== Supplied material

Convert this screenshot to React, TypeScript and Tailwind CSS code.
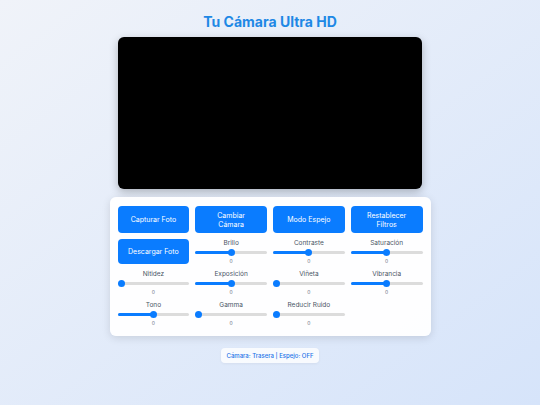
// App.tsx — camera control panel mock

const buttons = ["Capturar Foto", "Cambiar Cámara", "Modo Espejo", "Restablecer Filtros"];

type Slider = { label: string; pct: number };

const sliders: Slider[] = [
  { label: "Brillo", pct: 50 },
  { label: "Contraste", pct: 50 },
  { label: "Saturación", pct: 50 },
  { label: "Nitidez", pct: 0 },
  { label: "Exposición", pct: 50 },
  { label: "Viñeta", pct: 0 },
  { label: "Vibrancia", pct: 50 },
  { label: "Tono", pct: 50 },
  { label: "Gamma", pct: 0 },
  { label: "Reducir Ruido", pct: 0 },
];

function SliderCell({ s }: { s: Slider }) {
  return (
    <div className="flex flex-col items-center">
      <span className="text-[6.5px] leading-[8px] text-gray-600">{s.label}</span>
      <div className="relative mt-[2px] h-[7px] w-full flex items-center">
        <div className="h-[3px] w-full rounded-full bg-[#dcdcdc] overflow-hidden">
          <div className="h-full bg-[#0a7cff]" style={{ width: `${s.pct}%` }} />
        </div>
        <div
          className="absolute top-0 h-[7px] w-[7px] rounded-full bg-[#0a7cff]"
          style={{ left: `calc(${s.pct}% - ${(s.pct / 100) * 7}px)` }}
        />
      </div>
      <span className="mt-[2px] text-[5px] leading-[6px] text-gray-500">0</span>
    </div>
  );
}

export default function App() {
  return (
    <div
      className="min-h-[405px] w-full bg-gradient-to-br from-[#f0f3f9] to-[#d6e4fa] flex flex-col items-center pt-[12px]"
      style={{ fontFamily: "Inter, 'Noto Sans', sans-serif" }}
    >
      <h1 className="text-[14px] leading-[20px] font-bold text-[#1e88e5]">Tu Cámara Ultra HD</h1>

      <div className="mt-[5px] h-[152px] w-[304px] rounded-[6px] bg-black shadow-[0_3px_8px_rgba(0,0,0,0.25)]" />

      <div className="mt-[8px] w-[321px] rounded-[6px] bg-white/95 shadow-[0_2px_8px_rgba(0,0,0,0.12)] px-[8px] pt-[9px] pb-[10px]">
        <div className="grid grid-cols-4 gap-x-[6px] gap-y-[6px]">
          {buttons.map((b) => (
            <button
              key={b}
              className="h-[27px] rounded-[4px] bg-[#0a7cff] text-white text-[7px] leading-[9px] px-[10px]"
            >
              {b}
            </button>
          ))}
          <button className="h-[25px] rounded-[4px] bg-[#0a7cff] text-white text-[7px] leading-[9px]">
            Descargar Foto
          </button>
          {sliders.map((s) => (
            <SliderCell key={s.label} s={s} />
          ))}
        </div>
      </div>

      <div className="mt-[12px] rounded-[4px] bg-white/80 px-[6px] h-[15px] flex items-center text-[6px] font-medium text-[#1a73e8] shadow-[0_1px_3px_rgba(0,0,0,0.05)]">
        Cámara: Trasera | Espejo: OFF
      </div>
    </div>
  );
}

====

What is needed is an exact reproduction of the data, pictures excluded.

Convert this screenshot to React, TypeScript and Tailwind CSS code.
// App.tsx — camera control panel mock

const buttons = ["Capturar Foto", "Cambiar Cámara", "Modo Espejo", "Restablecer Filtros"];

type Slider = { label: string; pct: number };

const sliders: Slider[] = [
  { label: "Brillo", pct: 50 },
  { label: "Contraste", pct: 50 },
  { label: "Saturación", pct: 50 },
  { label: "Nitidez", pct: 0 },
  { label: "Exposición", pct: 50 },
  { label: "Viñeta", pct: 0 },
  { label: "Vibrancia", pct: 50 },
  { label: "Tono", pct: 50 },
  { label: "Gamma", pct: 0 },
  { label: "Reducir Ruido", pct: 0 },
];

function SliderCell({ s }: { s: Slider }) {
  return (
    <div className="flex flex-col items-center">
      <span className="text-[6.5px] leading-[8px] text-gray-600">{s.label}</span>
      <div className="relative mt-[2px] h-[7px] w-full flex items-center">
        <div className="h-[3px] w-full rounded-full bg-[#dcdcdc] overflow-hidden">
          <div className="h-full bg-[#0a7cff]" style={{ width: `${s.pct}%` }} />
        </div>
        <div
          className="absolute top-0 h-[7px] w-[7px] rounded-full bg-[#0a7cff]"
          style={{ left: `calc(${s.pct}% - ${(s.pct / 100) * 7}px)` }}
        />
      </div>
      <span className="mt-[2px] text-[5px] leading-[6px] text-gray-500">0</span>
    </div>
  );
}

export default function App() {
  return (
    <div
      className="min-h-[405px] w-full bg-gradient-to-br from-[#f0f3f9] to-[#d6e4fa] flex flex-col items-center pt-[12px]"
      style={{ fontFamily: "Inter, 'Noto Sans', sans-serif" }}
    >
      <h1 className="text-[14px] leading-[20px] font-bold text-[#1e88e5]">Tu Cámara Ultra HD</h1>

      <div className="mt-[5px] h-[152px] w-[304px] rounded-[6px] bg-black shadow-[0_3px_8px_rgba(0,0,0,0.25)]" />

      <div className="mt-[8px] w-[321px] rounded-[6px] bg-white/95 shadow-[0_2px_8px_rgba(0,0,0,0.12)] px-[8px] pt-[9px] pb-[10px]">
        <div className="grid grid-cols-4 gap-x-[6px] gap-y-[6px]">
          {buttons.map((b) => (
            <button
              key={b}
              className="h-[27px] rounded-[4px] bg-[#0a7cff] text-white text-[7px] leading-[9px] px-[10px]"
            >
              {b}
            </button>
          ))}
          <button className="h-[25px] rounded-[4px] bg-[#0a7cff] text-white text-[7px] leading-[9px]">
            Descargar Foto
          </button>
          {sliders.map((s) => (
            <SliderCell key={s.label} s={s} />
          ))}
        </div>
      </div>

      <div className="mt-[12px] rounded-[4px] bg-white/80 px-[6px] h-[15px] flex items-center text-[6px] font-medium text-[#1a73e8] shadow-[0_1px_3px_rgba(0,0,0,0.05)]">
        Cámara: Trasera | Espejo: OFF
      </div>
    </div>
  );
}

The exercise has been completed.